Kamis, 29 Agustus 2019

Menggagas Anggaran Terintegrasi Untuk Kontrak Konstruksi Pemerintah Daerah


Pengalokasian anggaran konstruksi di pemerintahan daerah dilakukan secara bertahap dan terpisah untuk semua tahapan. Pengalokasian anggaran perencanaan konstruksi, pelaksanaan konstruksi, pengawasan konstruksi dan pengelolaan kegiatan dilakukan secara terpisah dan sendiri-sendiri. Diakibatkan oleh lemahnya penguasaan peraturan dan regulasi, kurangnya integritas dan kapasitas sumber daya manusia, adanya motif tertentu serta hal nonteknis lainnya menyebabkan pelaksanaan anggaran tidak memenuhi ketentuan regulasi dan peraturan. Proses penganggaran tidak memenuhi komposisi seperti yang diamanahkan oleh peraturan yang ada. Bahkan sering terjadi kelalaian atau kesengajaan di mana anggaran perencanaan konstruksi dan/atau anggaran pengawasan konstruksi tidak dianggarkan. Kalaupun dianggarkan pelaksanaannya tidak memenuhi ketentuan peraturan. Hal ini mengakibatkan terabaikannya faktor pertanggungjawaban kegagalan bangunan. Demikian juga anggaran pengelolaan kegiatan sering terjadi distorsi penggunaan di mana anggaran dipakai bukan untuk peruntukannya. Sehingga semua permasalahan tersebut bermuara pada kurangnya kualitas produk konstruksi yang tidak jarang berujung pada permasalahan hukum akibat pengaduan masyarakat ke Aparat Penegak Hukum (APH). Oleh karena itu perlu dirumuskan solusi terbaik dan sistemik sehingga Pejabat Pembuat Komitmen (PPK) mendapat jaminan ketersediaan anggaran lengkap, penggunaan anggaran secara tepat waktu dan tepat guna serta tidak terancam permasalahan hukum di kemudian hari.

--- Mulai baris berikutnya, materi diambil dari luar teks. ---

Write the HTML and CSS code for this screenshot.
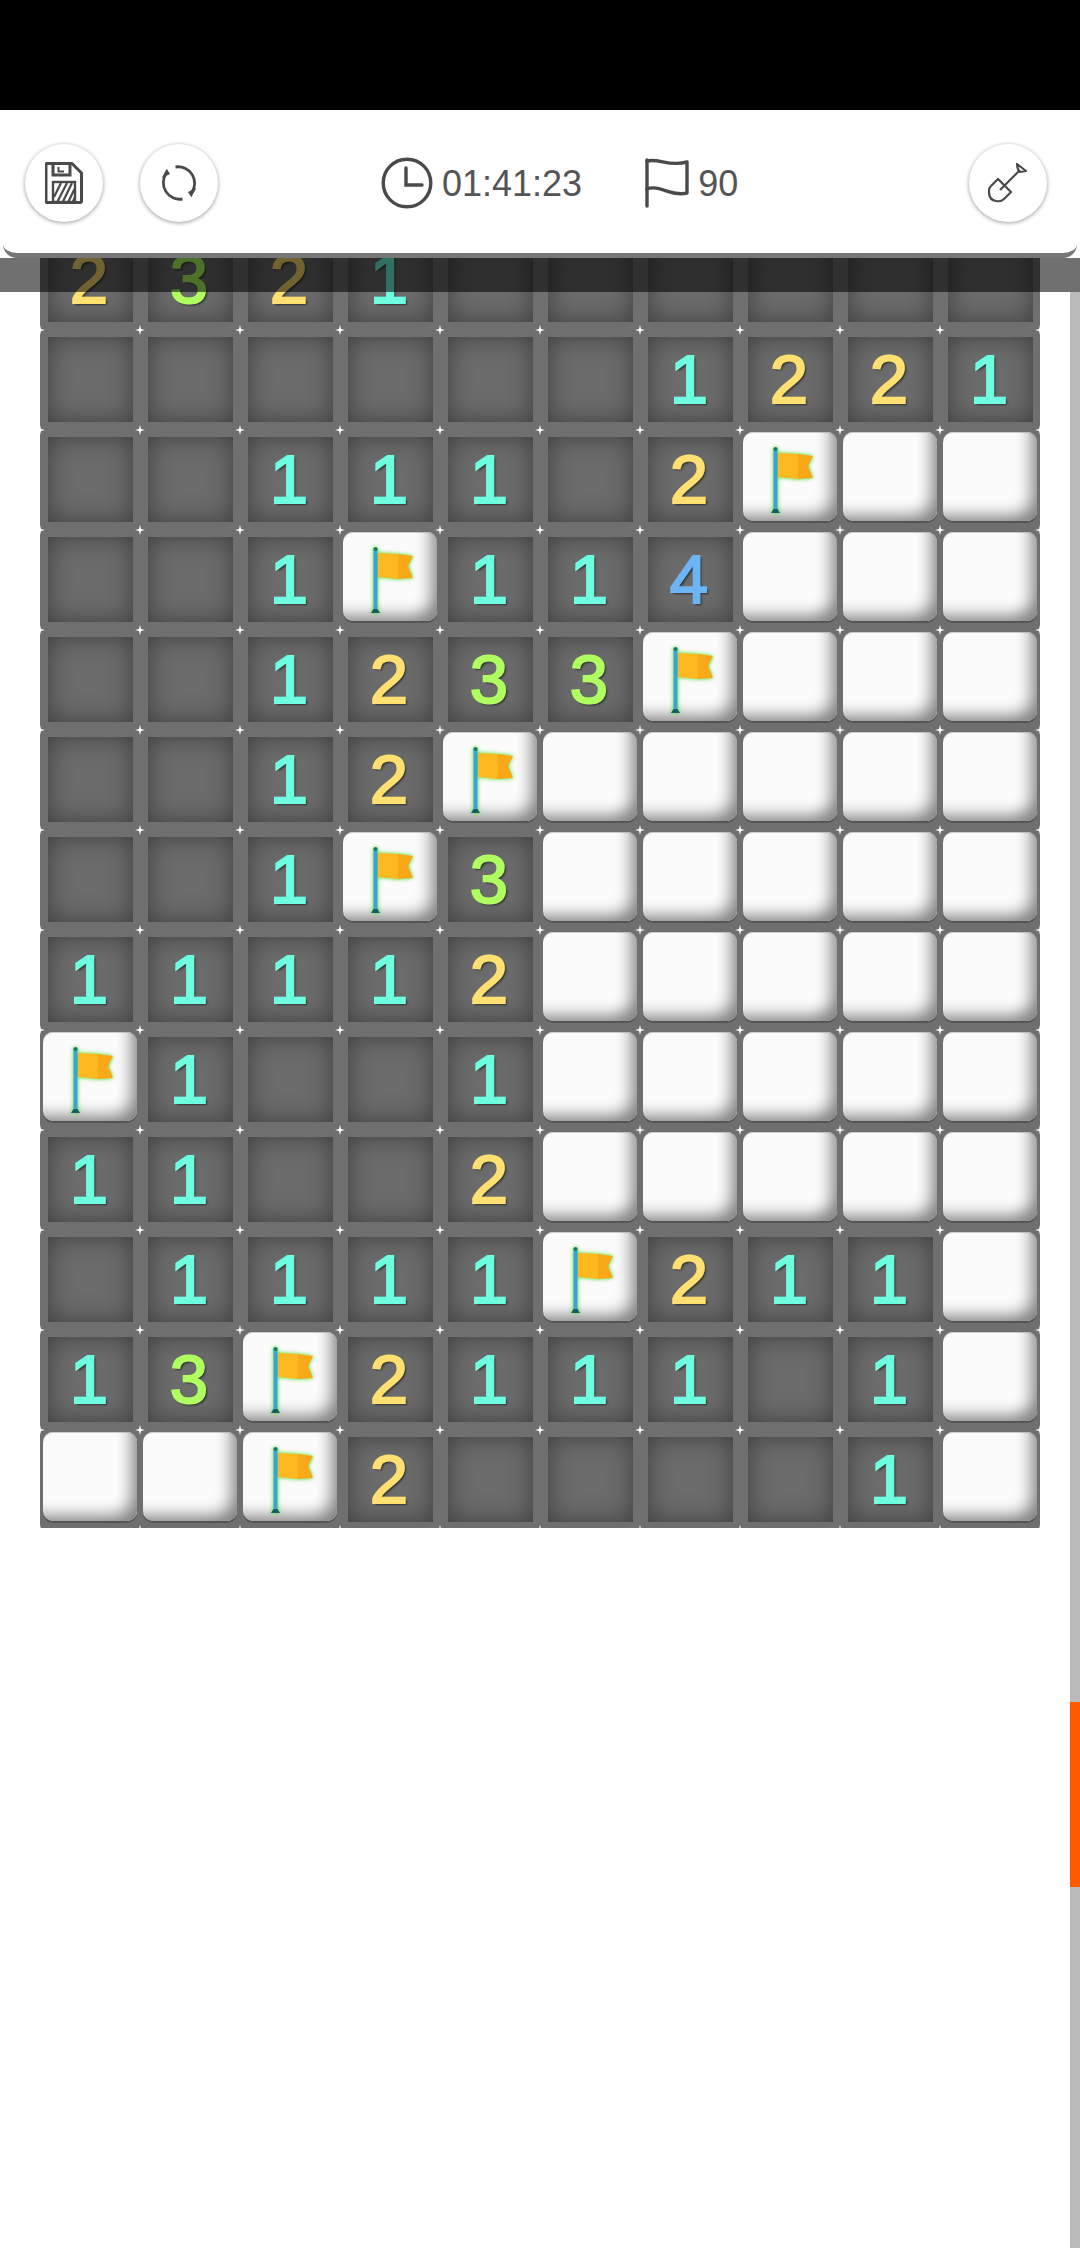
FILE: index.html
```html
<!DOCTYPE html>
<html lang="en">

<head>
    <meta charset="UTF-8">
    <meta name="viewport" content="width=device-width, initial-scale=1.0">
    <title>Minesweeper</title>
    <link rel="stylesheet" href="styles.css">
</head>

<body>
    <svg class="defs" width="0" height="0">
        <symbol id="flag" viewBox="0 0 94 89">
            <rect x="30.5" y="16" width="4" height="64" fill="#3f9fd8"/>
            <circle cx="32.5" cy="17" r="2" fill="#1c7a5a"/>
            <path d="M28 81 L30.5 77 H34.5 L37 81 Z" fill="#14605e"/>
            <path d="M35 21 L55 22 V47 L35 45 Z" fill="#fdb91f"/>
            <path d="M55 22 L70 24 L65 34 L70 46 L55 47 Z" fill="#f9a818"/>
        </symbol>
    </svg>

    <div class="status"></div>

    <header class="topbar">
        <button class="round">
            <svg width="38" height="42" viewBox="0 0 38 42" fill="none" stroke="#4a4a4a" stroke-width="3">
                <path d="M2 1.5 H27 L36.5 11 V39 Q36.5 40.5 35 40.5 H2 Q1 40.5 1 39 V3 Q1 1.5 2 1.5 Z" stroke-linejoin="round"/>
                <path d="M8 2 V13 H25 V2"/>
                <path d="M13.5 5 V9.5 H19" stroke-width="2"/>
                <rect x="8" y="20" width="22" height="20" stroke-width="2.4"/>
                <path d="M9 35 L16 21 M12.5 39.5 L22 21 M18 39.5 L27 21 M23.5 39.5 L29.5 27 M28 39.5 L30 35" stroke-width="2.2"/>
            </svg>
        </button>
        <button class="round">
            <svg width="38" height="38" viewBox="0 0 38 38" fill="#4a4a4a" stroke="none">
                <path d="M15.5 3 A16.5 16.5 0 0 1 31.5 29" fill="none" stroke="#4a4a4a" stroke-width="2.8"/>
                <path d="M28 28 L36.3 24 L31.3 33.3 Z"/>
                <path d="M22.5 35 A16.5 16.5 0 0 1 6.5 9" fill="none" stroke="#4a4a4a" stroke-width="2.8"/>
                <path d="M10 10 L1.7 14 L6.7 4.7 Z"/>
            </svg>
        </button>
        <div class="stat stat-time">
            <svg width="52" height="52" viewBox="0 0 52 52" fill="none" stroke="#4a4a4a" stroke-width="3.4">
                <circle cx="26" cy="26" r="23.8"/>
                <path d="M25 11 V28 H41" stroke-linecap="round"/>
            </svg>
            <span>01:41:23</span>
        </div>
        <div class="stat stat-flags">
            <svg width="44" height="50" viewBox="0 0 44 50" fill="none" stroke="#4a4a4a" stroke-width="3.4" stroke-linecap="round">
                <path d="M2 48 V2"/>
                <path d="M2 3 C14 0 24 9 42 4 V35 C26 39 14 26 2 31" stroke-linejoin="round"/>
            </svg>
            <span>90</span>
        </div>
        <button class="round round-last">
            <svg width="40" height="40" viewBox="0 0 40 40" fill="none" stroke="#4a4a4a" stroke-width="2.2" stroke-linejoin="round">
                <path d="M12 27 L31 8"/>
                <path d="M29 1 L38 8 L32 9 Q29 6 29 1 Z"/>
                <path d="M10 16 L23 29 L16 36 Q13 39 8 38 Q1 37 1 29 Q0.5 25 3 23 Z"/>
            </svg>
        </button>
    </header>

    <main class="board">
        <div class="cell n2">2</div><div class="cell n3">3</div><div class="cell n2">2</div><div class="cell n1">1</div><div class="cell"></div><div class="cell"></div><div class="cell"></div><div class="cell"></div><div class="cell"></div><div class="cell"></div>
        <div class="cell"></div><div class="cell"></div><div class="cell"></div><div class="cell"></div><div class="cell"></div><div class="cell"></div><div class="cell n1">1</div><div class="cell n2">2</div><div class="cell n2">2</div><div class="cell n1">1</div>
        <div class="cell"></div><div class="cell"></div><div class="cell n1">1</div><div class="cell n1">1</div><div class="cell n1">1</div><div class="cell"></div><div class="cell n2">2</div><div class="tile"><svg><use href="#flag"/></svg></div><div class="tile"></div><div class="tile"></div>
        <div class="cell"></div><div class="cell"></div><div class="cell n1">1</div><div class="tile"><svg><use href="#flag"/></svg></div><div class="cell n1">1</div><div class="cell n1">1</div><div class="cell n4">4</div><div class="tile"></div><div class="tile"></div><div class="tile"></div>
        <div class="cell"></div><div class="cell"></div><div class="cell n1">1</div><div class="cell n2">2</div><div class="cell n3">3</div><div class="cell n3">3</div><div class="tile"><svg><use href="#flag"/></svg></div><div class="tile"></div><div class="tile"></div><div class="tile"></div>
        <div class="cell"></div><div class="cell"></div><div class="cell n1">1</div><div class="cell n2">2</div><div class="tile"><svg><use href="#flag"/></svg></div><div class="tile"></div><div class="tile"></div><div class="tile"></div><div class="tile"></div><div class="tile"></div>
        <div class="cell"></div><div class="cell"></div><div class="cell n1">1</div><div class="tile"><svg><use href="#flag"/></svg></div><div class="cell n3">3</div><div class="tile"></div><div class="tile"></div><div class="tile"></div><div class="tile"></div><div class="tile"></div>
        <div class="cell n1">1</div><div class="cell n1">1</div><div class="cell n1">1</div><div class="cell n1">1</div><div class="cell n2">2</div><div class="tile"></div><div class="tile"></div><div class="tile"></div><div class="tile"></div><div class="tile"></div>
        <div class="tile"><svg><use href="#flag"/></svg></div><div class="cell n1">1</div><div class="cell"></div><div class="cell"></div><div class="cell n1">1</div><div class="tile"></div><div class="tile"></div><div class="tile"></div><div class="tile"></div><div class="tile"></div>
        <div class="cell n1">1</div><div class="cell n1">1</div><div class="cell"></div><div class="cell"></div><div class="cell n2">2</div><div class="tile"></div><div class="tile"></div><div class="tile"></div><div class="tile"></div><div class="tile"></div>
        <div class="cell"></div><div class="cell n1">1</div><div class="cell n1">1</div><div class="cell n1">1</div><div class="cell n1">1</div><div class="tile"><svg><use href="#flag"/></svg></div><div class="cell n2">2</div><div class="cell n1">1</div><div class="cell n1">1</div><div class="tile"></div>
        <div class="cell n1">1</div><div class="cell n3">3</div><div class="tile"><svg><use href="#flag"/></svg></div><div class="cell n2">2</div><div class="cell n1">1</div><div class="cell n1">1</div><div class="cell n1">1</div><div class="cell"></div><div class="cell n1">1</div><div class="tile"></div>
        <div class="tile"></div><div class="tile"></div><div class="tile"><svg><use href="#flag"/></svg></div><div class="cell n2">2</div><div class="cell"></div><div class="cell"></div><div class="cell"></div><div class="cell"></div><div class="cell n1">1</div><div class="tile"></div>

        <!-- little sparkles where the grid lines cross -->
        <svg class="sparkles" width="1000" height="1298">
            <defs>
                <pattern id="sparkle" width="100" height="100" patternUnits="userSpaceOnUse">
                    <path d="M0 -5 L1 -1 L5 0 L1 1 L0 5 L-1 1 L-5 0 L-1 -1 Z" fill="#fff" transform="translate(100 100)"/>
                    <path d="M0 -5 L1 -1 L5 0 L1 1 L0 5 L-1 1 L-5 0 L-1 -1 Z" fill="#fff"/>
                    <path d="M0 -5 L1 -1 L5 0 L1 1 L0 5 L-1 1 L-5 0 L-1 -1 Z" fill="#fff" transform="translate(100 0)"/>
                    <path d="M0 -5 L1 -1 L5 0 L1 1 L0 5 L-1 1 L-5 0 L-1 -1 Z" fill="#fff" transform="translate(0 100)"/>
                </pattern>
            </defs>
            <rect width="1000" height="1298" fill="url(#sparkle)"/>
        </svg>
    </main>

    <div class="dim"></div>

    <div class="scrollbar">
        <div class="thumb"></div>
    </div>
</body>

</html>
```

FILE: styles.css
```css
* {
    margin: 0;
    padding: 0;
    box-sizing: border-box;
}

html,
body {
    height: 2248px;
    overflow: hidden;
}

body {
    position: relative;
    background-color: #fff;
    font-family: "Liberation Sans", Arial, sans-serif;
}

.defs {
    position: absolute;
}

.status {
    height: 110px;
    background-color: #000;
}

.topbar {
    position: relative;
    z-index: 3;
    display: flex;
    align-items: center;
    width: 1074px;
    height: 148px;
    margin-left: 3px;
    padding: 3px 30px 0 22px;
    background-color: #fff;
    border-bottom: 5px solid #777;
    border-radius: 0 0 14px 14px;
}

.round {
    display: flex;
    justify-content: center;
    align-items: center;
    flex: none;
    width: 78px;
    height: 78px;
    margin-right: 37px;
    background-color: #fff;
    border: none;
    border-radius: 50%;
    box-shadow: 0 1px 4px rgba(0, 0, 0, 0.4);
}

.round-last {
    margin-left: auto;
    margin-right: 0;
}

.stat {
    display: flex;
    align-items: center;
    gap: 9px;
    font-size: 36px;
    color: #555;
}

.stat span {
    padding-top: 2px;
}

.stat-time {
    margin-left: 126px;
}

.stat-flags {
    margin-left: 63px;
}

.board {
    position: relative;
    display: grid;
    grid-template-columns: repeat(10, 100px);
    grid-auto-rows: 100px;
    width: 1000px;
    height: 1298px;
    margin: -28px 0 0 40px;
    overflow: hidden;
    background-color: #6f6f6f;
}

.cell {
    display: flex;
    justify-content: center;
    align-items: center;
    margin: 7px 7px 8px 8px;
    padding-right: 3px;
    background-color: #6c6c6c;
    box-shadow: inset 0 0 26px #3e3e3e;
    font-size: 69px;
    -webkit-text-stroke: 2px currentColor;
    text-shadow: 2px 2px 2px #333;
}

.n1 {
    color: #6effe0;
}

.n2 {
    color: #ffe070;
}

.n3 {
    color: #b0ff60;
}

.n4 {
    color: #6db4f5;
}

.tile {
    margin: 2px 3px 9px 3px;
    background-color: #fbfbfb;
    border-radius: 10px;
    box-shadow: inset -14px -14px 16px -9px #808080, inset 0 1px 0 #ccc, 0 2px 0 #555;
}

.tile svg {
    display: block;
    width: 94px;
    height: 89px;
    filter: drop-shadow(0 0 2px #44dd22);
}

.sparkles {
    position: absolute;
    left: 0;
    top: 0;
}

.dim {
    position: absolute;
    z-index: 2;
    left: 0;
    right: 0;
    top: 258px;
    height: 34px;
    background-color: rgba(0, 0, 0, 0.56);
}

.scrollbar {
    position: absolute;
    z-index: 1;
    right: 0;
    top: 292px;
    bottom: 0;
    width: 10px;
    padding-top: 1410px;
    background-color: #bababa;
}

.thumb {
    height: 185px;
    background-color: #ff5a00;
}
```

Sektor jasa konstruksi merupakan kegiatan untuk mewujudkan bangunan dalam berbagai bentuknya yang berfungsi sebagai pendukung aktifitas sosial ekonomi dan kemasyarakatan. Aktifitas sosial ekonomi berbentuk perpindahan barang dan jasa antar daerah. Sedangkan aktifitas kemasyarakatan berbentuk perpindahan orang antar daerah, sarana meningkatkan kualitas kesehatan, pendidikan dan sarana sosial. Juga berperan untuk mendukung tumbuh kembangnya berbagai industri barang dan jasa dalam mendukung pertumbuhan perekonomian nasional. Industri barang dan jasa dimulai dari produksi bahan mentah, bahan baku dan bahan jadi yang tentunya harus dipasarkan ke daerah lain bahkan ke negara lain.

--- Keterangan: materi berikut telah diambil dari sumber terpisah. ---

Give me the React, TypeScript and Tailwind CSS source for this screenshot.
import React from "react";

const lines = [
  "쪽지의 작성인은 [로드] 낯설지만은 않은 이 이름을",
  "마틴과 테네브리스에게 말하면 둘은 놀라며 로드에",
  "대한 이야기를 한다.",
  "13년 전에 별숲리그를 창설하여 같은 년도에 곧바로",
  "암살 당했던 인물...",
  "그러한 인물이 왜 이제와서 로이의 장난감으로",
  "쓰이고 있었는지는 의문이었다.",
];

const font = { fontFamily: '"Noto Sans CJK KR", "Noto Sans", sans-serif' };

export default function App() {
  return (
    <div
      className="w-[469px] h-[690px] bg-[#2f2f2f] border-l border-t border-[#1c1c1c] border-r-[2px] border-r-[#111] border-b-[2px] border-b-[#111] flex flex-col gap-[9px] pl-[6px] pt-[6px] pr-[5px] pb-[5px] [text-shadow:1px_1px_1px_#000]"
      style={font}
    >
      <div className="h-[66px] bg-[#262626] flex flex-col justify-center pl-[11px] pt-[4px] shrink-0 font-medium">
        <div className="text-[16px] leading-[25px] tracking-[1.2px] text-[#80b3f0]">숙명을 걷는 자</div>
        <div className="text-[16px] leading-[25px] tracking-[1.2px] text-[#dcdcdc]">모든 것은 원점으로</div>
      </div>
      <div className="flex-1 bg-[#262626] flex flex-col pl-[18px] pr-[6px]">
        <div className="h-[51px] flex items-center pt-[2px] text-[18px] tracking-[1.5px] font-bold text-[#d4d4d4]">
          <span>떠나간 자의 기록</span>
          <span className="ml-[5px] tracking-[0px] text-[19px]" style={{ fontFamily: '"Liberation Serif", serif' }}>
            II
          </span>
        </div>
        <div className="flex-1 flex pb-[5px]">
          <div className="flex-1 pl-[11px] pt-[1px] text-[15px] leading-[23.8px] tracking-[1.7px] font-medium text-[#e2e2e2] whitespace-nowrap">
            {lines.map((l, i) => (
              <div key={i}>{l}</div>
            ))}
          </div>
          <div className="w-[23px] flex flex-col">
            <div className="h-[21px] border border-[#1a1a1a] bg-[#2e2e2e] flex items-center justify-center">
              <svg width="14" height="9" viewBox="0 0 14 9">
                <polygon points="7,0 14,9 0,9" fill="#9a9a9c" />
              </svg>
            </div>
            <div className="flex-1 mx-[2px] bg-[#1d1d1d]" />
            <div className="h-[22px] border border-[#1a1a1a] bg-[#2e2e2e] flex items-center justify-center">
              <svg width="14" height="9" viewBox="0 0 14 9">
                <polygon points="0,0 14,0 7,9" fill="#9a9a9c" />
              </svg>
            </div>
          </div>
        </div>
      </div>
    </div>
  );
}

Penyelenggaraan jasa konstruksi dilaksanakan dengan salah satu landasan yaitu profesionalisme. Profesionalisme akan mewujudkan hasil pembangunan yang berkualitas, adanya tertib penyelenggaraan, meningkatkan kepatuhan pada peraturan perundang-undangan dan terjaminnya keselamatan publik dalam pemanfaatan hasil pembangunan. Profesionalisme juga menandakan adanya sikap untuk bertidak sesuai dengan profesi dan menjauhi tindakan yang tidak berhubungan dengan profesi seperti hubungan politis dan kepentingan ekonomi pihak tertentu.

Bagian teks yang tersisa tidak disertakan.